List each line of the data in which the string "that" appears.

>> Begin DATASET EXTRACT

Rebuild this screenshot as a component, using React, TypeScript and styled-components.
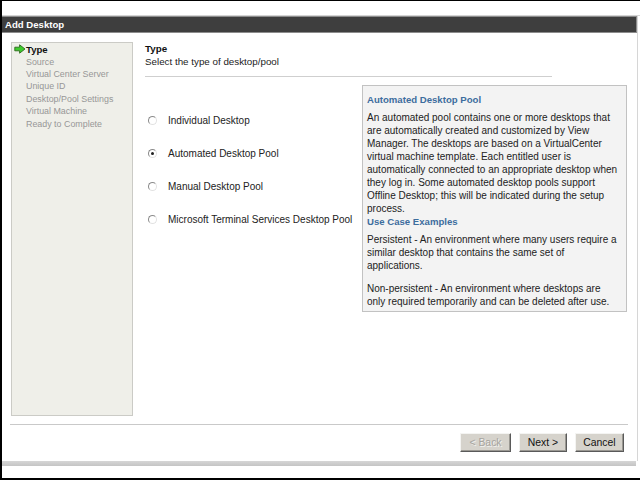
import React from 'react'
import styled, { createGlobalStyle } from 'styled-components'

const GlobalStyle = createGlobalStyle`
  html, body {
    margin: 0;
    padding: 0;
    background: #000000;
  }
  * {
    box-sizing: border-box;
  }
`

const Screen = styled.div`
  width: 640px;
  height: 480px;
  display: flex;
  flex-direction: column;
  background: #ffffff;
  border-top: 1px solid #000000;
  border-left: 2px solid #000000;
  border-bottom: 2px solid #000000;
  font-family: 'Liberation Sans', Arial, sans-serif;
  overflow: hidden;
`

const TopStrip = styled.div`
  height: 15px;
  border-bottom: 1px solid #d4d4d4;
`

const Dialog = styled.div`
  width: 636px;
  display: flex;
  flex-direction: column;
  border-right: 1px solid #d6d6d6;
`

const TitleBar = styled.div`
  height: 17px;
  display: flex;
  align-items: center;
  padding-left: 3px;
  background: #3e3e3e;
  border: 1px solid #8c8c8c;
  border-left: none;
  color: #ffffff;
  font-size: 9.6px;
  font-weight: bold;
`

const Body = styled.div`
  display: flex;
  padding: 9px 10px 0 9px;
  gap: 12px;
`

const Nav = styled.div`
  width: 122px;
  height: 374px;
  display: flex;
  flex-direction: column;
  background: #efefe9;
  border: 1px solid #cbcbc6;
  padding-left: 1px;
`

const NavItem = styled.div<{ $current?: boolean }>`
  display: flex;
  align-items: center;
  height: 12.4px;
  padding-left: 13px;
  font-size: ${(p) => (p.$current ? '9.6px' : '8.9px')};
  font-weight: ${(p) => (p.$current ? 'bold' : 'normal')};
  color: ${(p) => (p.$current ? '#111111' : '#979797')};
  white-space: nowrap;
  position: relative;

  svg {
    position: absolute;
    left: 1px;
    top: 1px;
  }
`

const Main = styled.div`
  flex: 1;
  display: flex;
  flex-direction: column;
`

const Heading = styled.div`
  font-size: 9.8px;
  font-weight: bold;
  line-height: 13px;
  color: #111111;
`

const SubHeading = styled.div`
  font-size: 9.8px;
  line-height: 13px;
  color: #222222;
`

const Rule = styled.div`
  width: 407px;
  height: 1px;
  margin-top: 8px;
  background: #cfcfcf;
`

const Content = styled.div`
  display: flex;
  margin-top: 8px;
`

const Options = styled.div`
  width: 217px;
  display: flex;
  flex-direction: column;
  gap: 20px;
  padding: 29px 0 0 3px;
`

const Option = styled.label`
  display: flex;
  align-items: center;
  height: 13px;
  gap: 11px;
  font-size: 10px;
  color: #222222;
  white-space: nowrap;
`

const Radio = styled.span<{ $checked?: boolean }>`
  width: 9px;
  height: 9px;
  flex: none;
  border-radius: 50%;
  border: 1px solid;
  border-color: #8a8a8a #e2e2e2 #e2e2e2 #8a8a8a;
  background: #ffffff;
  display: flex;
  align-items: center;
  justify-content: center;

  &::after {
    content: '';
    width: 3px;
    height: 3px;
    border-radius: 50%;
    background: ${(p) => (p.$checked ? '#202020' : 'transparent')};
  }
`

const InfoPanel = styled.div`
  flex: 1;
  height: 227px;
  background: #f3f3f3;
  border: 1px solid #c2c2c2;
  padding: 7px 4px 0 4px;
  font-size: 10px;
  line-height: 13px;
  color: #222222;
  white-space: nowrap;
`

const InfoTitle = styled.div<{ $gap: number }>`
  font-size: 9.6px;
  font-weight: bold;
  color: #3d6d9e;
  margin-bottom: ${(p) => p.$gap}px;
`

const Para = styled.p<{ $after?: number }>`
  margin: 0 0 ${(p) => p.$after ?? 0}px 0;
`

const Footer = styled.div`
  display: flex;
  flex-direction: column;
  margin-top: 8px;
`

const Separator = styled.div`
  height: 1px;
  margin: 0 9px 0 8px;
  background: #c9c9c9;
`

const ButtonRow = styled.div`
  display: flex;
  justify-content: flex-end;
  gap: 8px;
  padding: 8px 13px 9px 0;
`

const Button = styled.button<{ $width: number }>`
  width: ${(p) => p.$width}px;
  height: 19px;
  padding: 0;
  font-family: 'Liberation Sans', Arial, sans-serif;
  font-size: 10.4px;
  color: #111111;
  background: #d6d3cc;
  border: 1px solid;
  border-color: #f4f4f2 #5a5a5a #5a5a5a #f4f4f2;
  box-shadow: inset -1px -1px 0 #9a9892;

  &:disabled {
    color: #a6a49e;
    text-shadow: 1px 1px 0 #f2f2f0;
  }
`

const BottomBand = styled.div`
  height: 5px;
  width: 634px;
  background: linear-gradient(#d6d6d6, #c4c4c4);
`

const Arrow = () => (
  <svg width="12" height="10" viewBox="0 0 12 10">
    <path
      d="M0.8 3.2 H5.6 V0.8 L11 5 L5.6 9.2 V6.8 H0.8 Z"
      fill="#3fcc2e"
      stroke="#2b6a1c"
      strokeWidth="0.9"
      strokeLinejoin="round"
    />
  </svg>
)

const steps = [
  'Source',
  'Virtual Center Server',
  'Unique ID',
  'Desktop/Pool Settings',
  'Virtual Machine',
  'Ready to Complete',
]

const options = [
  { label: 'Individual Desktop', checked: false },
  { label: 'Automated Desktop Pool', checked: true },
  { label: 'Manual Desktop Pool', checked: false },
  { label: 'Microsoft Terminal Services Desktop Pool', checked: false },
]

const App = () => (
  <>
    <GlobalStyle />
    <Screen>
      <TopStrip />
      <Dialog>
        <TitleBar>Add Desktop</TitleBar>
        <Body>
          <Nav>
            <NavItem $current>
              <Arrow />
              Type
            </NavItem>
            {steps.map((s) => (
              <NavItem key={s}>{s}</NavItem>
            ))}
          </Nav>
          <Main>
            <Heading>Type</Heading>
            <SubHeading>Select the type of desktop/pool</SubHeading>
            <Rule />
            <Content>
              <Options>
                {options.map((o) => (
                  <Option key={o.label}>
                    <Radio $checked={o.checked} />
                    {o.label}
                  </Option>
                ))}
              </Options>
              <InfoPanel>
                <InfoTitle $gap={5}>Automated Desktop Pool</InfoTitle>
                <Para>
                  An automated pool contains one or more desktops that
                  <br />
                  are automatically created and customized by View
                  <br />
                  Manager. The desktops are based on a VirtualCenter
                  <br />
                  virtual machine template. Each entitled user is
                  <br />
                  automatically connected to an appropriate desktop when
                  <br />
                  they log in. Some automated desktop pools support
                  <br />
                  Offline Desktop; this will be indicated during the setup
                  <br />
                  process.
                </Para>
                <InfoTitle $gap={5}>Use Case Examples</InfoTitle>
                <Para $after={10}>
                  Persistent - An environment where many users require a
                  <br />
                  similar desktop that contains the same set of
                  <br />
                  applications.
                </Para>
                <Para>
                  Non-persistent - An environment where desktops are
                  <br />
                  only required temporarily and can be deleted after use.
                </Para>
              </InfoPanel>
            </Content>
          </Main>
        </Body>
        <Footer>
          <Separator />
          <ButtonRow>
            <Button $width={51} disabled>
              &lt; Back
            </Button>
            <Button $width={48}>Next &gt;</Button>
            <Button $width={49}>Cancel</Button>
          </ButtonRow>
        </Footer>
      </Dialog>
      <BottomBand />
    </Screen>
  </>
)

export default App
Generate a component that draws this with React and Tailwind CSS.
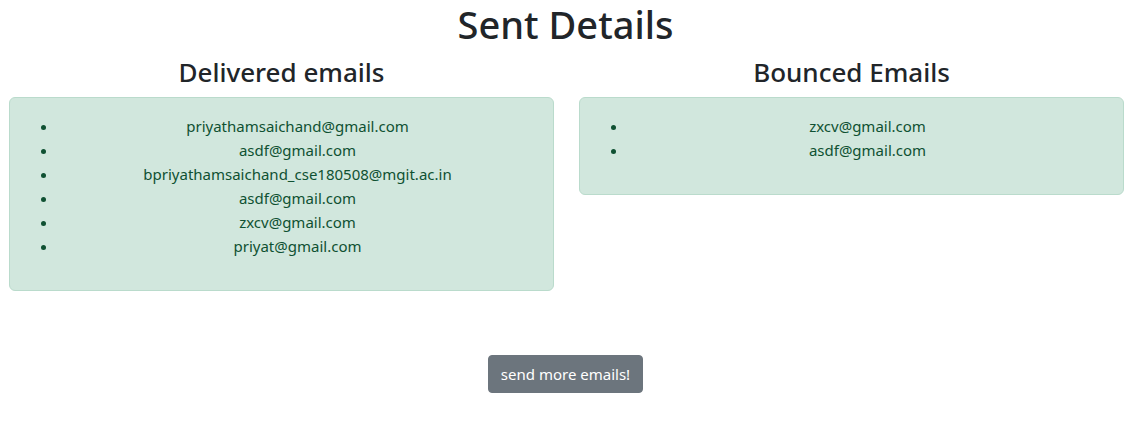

>> End DATASET EXTRACT

RESULT
                  An automated pool contains one or more desktops that
                  similar desktop that contains the same set of
Generate a component that draws this with React and Tailwind CSS.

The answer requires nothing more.